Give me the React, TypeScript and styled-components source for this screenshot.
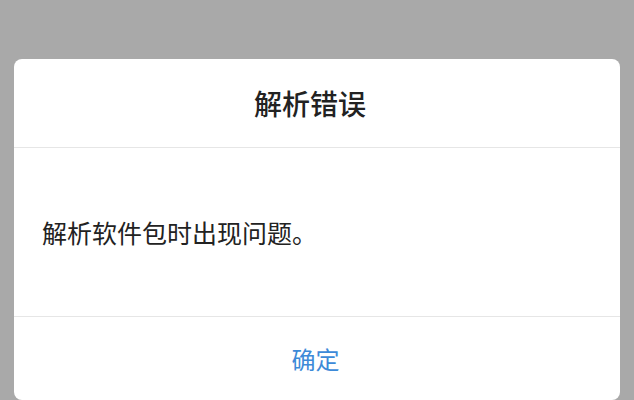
import React from "react";
import styled, { createGlobalStyle } from "styled-components";

const Global = createGlobalStyle`
  html, body { margin: 0; padding: 0; }
  body {
    background: #a9a9a9;
    font-family: "Noto Sans CJK SC", "Noto Sans", sans-serif;
    overflow: hidden;
  }
`;

const Overlay = styled.div`
  width: 634px;
  height: 400px;
  box-sizing: border-box;
  padding: 59px 14px 0 14px;
  background: #a9a9a9;
  overflow: hidden;
  display: flex;
  flex-direction: column;
`;

const Dialog = styled.div`
  width: 606px;
  height: 341px;
  background: #ffffff;
  border-radius: 8px;
  display: flex;
  flex-direction: column;
  overflow: hidden;
`;

const Header = styled.div`
  height: 88px;
  display: flex;
  align-items: center;
  justify-content: center;
  border-bottom: 1px solid #e6e6e6;
  flex-shrink: 0;
`;

const Title = styled.h2`
  margin: 0 14px 0 0;
  font-size: 28px;
  font-weight: 500;
  color: #222222;
  line-height: 1;
`;

const Body = styled.div`
  height: 168px;
  display: flex;
  align-items: center;
  padding: 0 28px;
  border-bottom: 1px solid #e6e6e6;
  flex-shrink: 0;
`;

const Message = styled.p`
  margin: 0;
  font-size: 25px;
  color: #222222;
  line-height: 1;
`;

const Footer = styled.div`
  flex: 1;
  display: flex;
  align-items: center;
  justify-content: center;
`;

const Button = styled.button`
  border: none;
  background: none;
  padding: 0;
  margin-right: 3px;
  font-family: inherit;
  font-size: 24px;
  color: #3d8ad8;
  line-height: 1;
  cursor: pointer;
`;

export default function App() {
  return (
    <>
      <Global />
      <Overlay>
        <Dialog>
          <Header>
            <Title>解析错误</Title>
          </Header>
          <Body>
            <Message>解析软件包时出现问题。</Message>
          </Body>
          <Footer>
            <Button>确定</Button>
          </Footer>
        </Dialog>
      </Overlay>
    </>
  );
}
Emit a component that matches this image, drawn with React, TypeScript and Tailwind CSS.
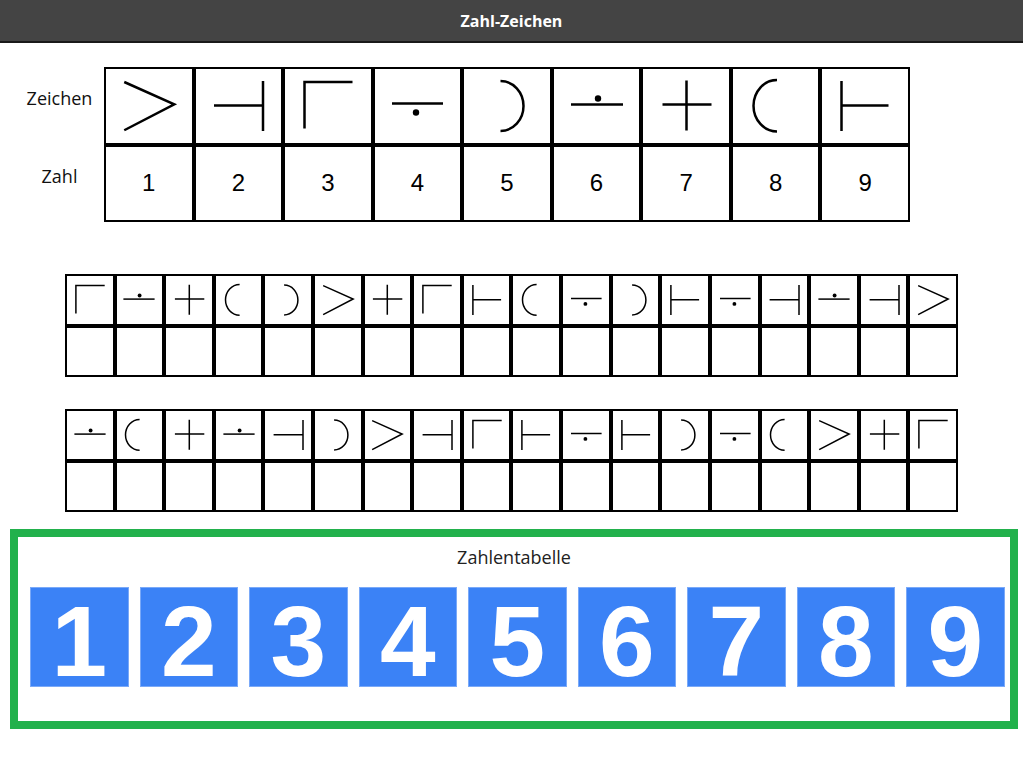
____
Output every entry word for word, but omit the pictures.

▸ **The response**:
Give me the React, TypeScript and styled-components source for this screenshot.
import React from "react";
import styled, { createGlobalStyle } from "styled-components";

const Global = createGlobalStyle`
  html, body { margin: 0; padding: 0; }
  body {
    background: #a9a9a9;
    font-family: "Noto Sans CJK SC", "Noto Sans", sans-serif;
    overflow: hidden;
  }
`;

const Overlay = styled.div`
  width: 634px;
  height: 400px;
  box-sizing: border-box;
  padding: 59px 14px 0 14px;
  background: #a9a9a9;
  overflow: hidden;
  display: flex;
  flex-direction: column;
`;

const Dialog = styled.div`
  width: 606px;
  height: 341px;
  background: #ffffff;
  border-radius: 8px;
  display: flex;
  flex-direction: column;
  overflow: hidden;
`;

const Header = styled.div`
  height: 88px;
  display: flex;
  align-items: center;
  justify-content: center;
  border-bottom: 1px solid #e6e6e6;
  flex-shrink: 0;
`;

const Title = styled.h2`
  margin: 0 14px 0 0;
  font-size: 28px;
  font-weight: 500;
  color: #222222;
  line-height: 1;
`;

const Body = styled.div`
  height: 168px;
  display: flex;
  align-items: center;
  padding: 0 28px;
  border-bottom: 1px solid #e6e6e6;
  flex-shrink: 0;
`;

const Message = styled.p`
  margin: 0;
  font-size: 25px;
  color: #222222;
  line-height: 1;
`;

const Footer = styled.div`
  flex: 1;
  display: flex;
  align-items: center;
  justify-content: center;
`;

const Button = styled.button`
  border: none;
  background: none;
  padding: 0;
  margin-right: 3px;
  font-family: inherit;
  font-size: 24px;
  color: #3d8ad8;
  line-height: 1;
  cursor: pointer;
`;

export default function App() {
  return (
    <>
      <Global />
      <Overlay>
        <Dialog>
          <Header>
            <Title>解析错误</Title>
          </Header>
          <Body>
            <Message>解析软件包时出现问题。</Message>
          </Body>
          <Footer>
            <Button>确定</Button>
          </Footer>
        </Dialog>
      </Overlay>
    </>
  );
}
Emit a component that matches this image, drawn with React, TypeScript and Tailwind CSS.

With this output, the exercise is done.